Mueller's investigation wrapped up in March 2019. It determined there was no evidence of collusion between the Trump campaign and Russia.
No retractions proportional to the coverage. No reckoning with the years of implication, innuendo, and outright accusation that preceded it. The press moved on. The damage stayed.
Now the same reporters who insisted for years that election integrity demanded aggressive federal investigation are balking at an aggressive federal investigation into election integrity. The contradiction is not subtle. Leavitt simply made them own it.

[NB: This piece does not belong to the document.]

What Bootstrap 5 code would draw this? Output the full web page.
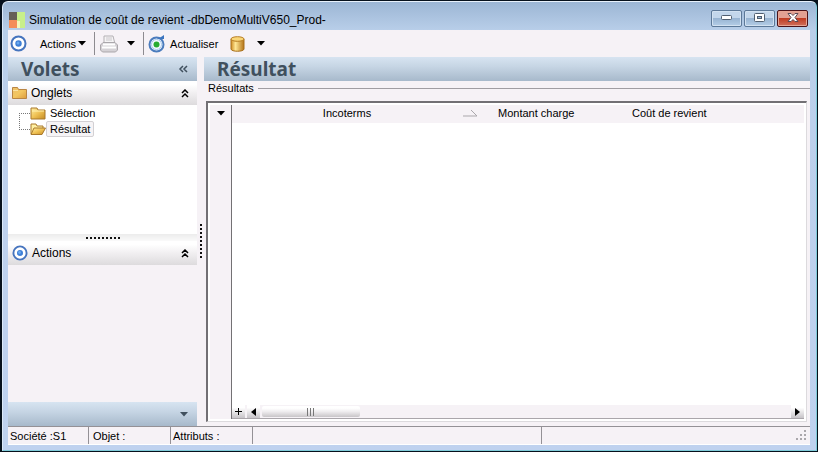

Leavitt framed Gabbard's role in Fulton County as squarely within the DNI's mandate:
"As the director of national intelligence, it is a part of Miss Gabbard's role to make sure that American elections are free of foreign interference and that American elections are safe and secure. And so the ODNI director is working with the FBI on this effort, and the president wholeheartedly supports both Kash Patel and Tulsi Gabbard in ensuring that American elections are safe, secure, and free of foreign intervention."
The framing is deliberate and precise. Election security is not a partisan project—it is a core function of the intelligence community. The DNI deploying to assess election integrity in a county that has been the subject of scrutiny since November 2020 is not an escalation. It is the job description.
President Trump, according to Leavitt, wholeheartedly supports the effort. Reports indicate he called FBI agents directly to thank them for the operation. That kind of top-down engagement signals this is not a rogue initiative buried in the bureaucracy. It is an administration policy, carried out with presidential backing.
Fulton County's decision to file a motion for the return of seized materials and its plan to sue the FBI raise an obvious question: if the 2020 election in Fulton County was conducted without irregularity, what exactly is the county afraid of investigators finding?
Counties that administered clean elections should welcome the opportunity to prove it. Transparency costs nothing when there is nothing to hide. Litigation, on the other hand, costs taxpayer money and signals something other than confidence in one's own record-keeping.
The specific materials seized—ballots and documents from the 2020 election—remain in federal custody while the legal fight plays out. The FBI acted on a search warrant, meaning a judge reviewed the basis for the seizure and authorized it. This was not an extrajudicial action. It followed the same legal process that the press celebrated when search warrants were executed in other high-profile cases they favored.
What emerged from the Feb. 5 briefing is something larger than a single exchange between a press secretary and a reporter. It exposed a pattern that has defined the media's relationship with election integrity for nearly a decade:
The standard never changes: investigations are legitimate only when they flow in one direction. Leavitt exposed that double standard in real time, on camera, using the press corps' own words against them.
The legal battle between Fulton County and the FBI will proceed through the courts. The county wants its materials back. The federal government appears in no hurry to return them. Gabbard's election security assessment is ongoing, and the administration has signaled it will keep the press updated—on its own timeline.
The deeper question is whether this probe yields findings that vindicate the scrutiny Fulton County has drawn since 2020, or whether it closes the book. Either outcome serves the public interest. Only one outcome serves the interests of those now fighting to block the investigation.
For years, the press demanded that Americans take election interference seriously. An administration finally took them at their word. The outrage that followed told the whole story.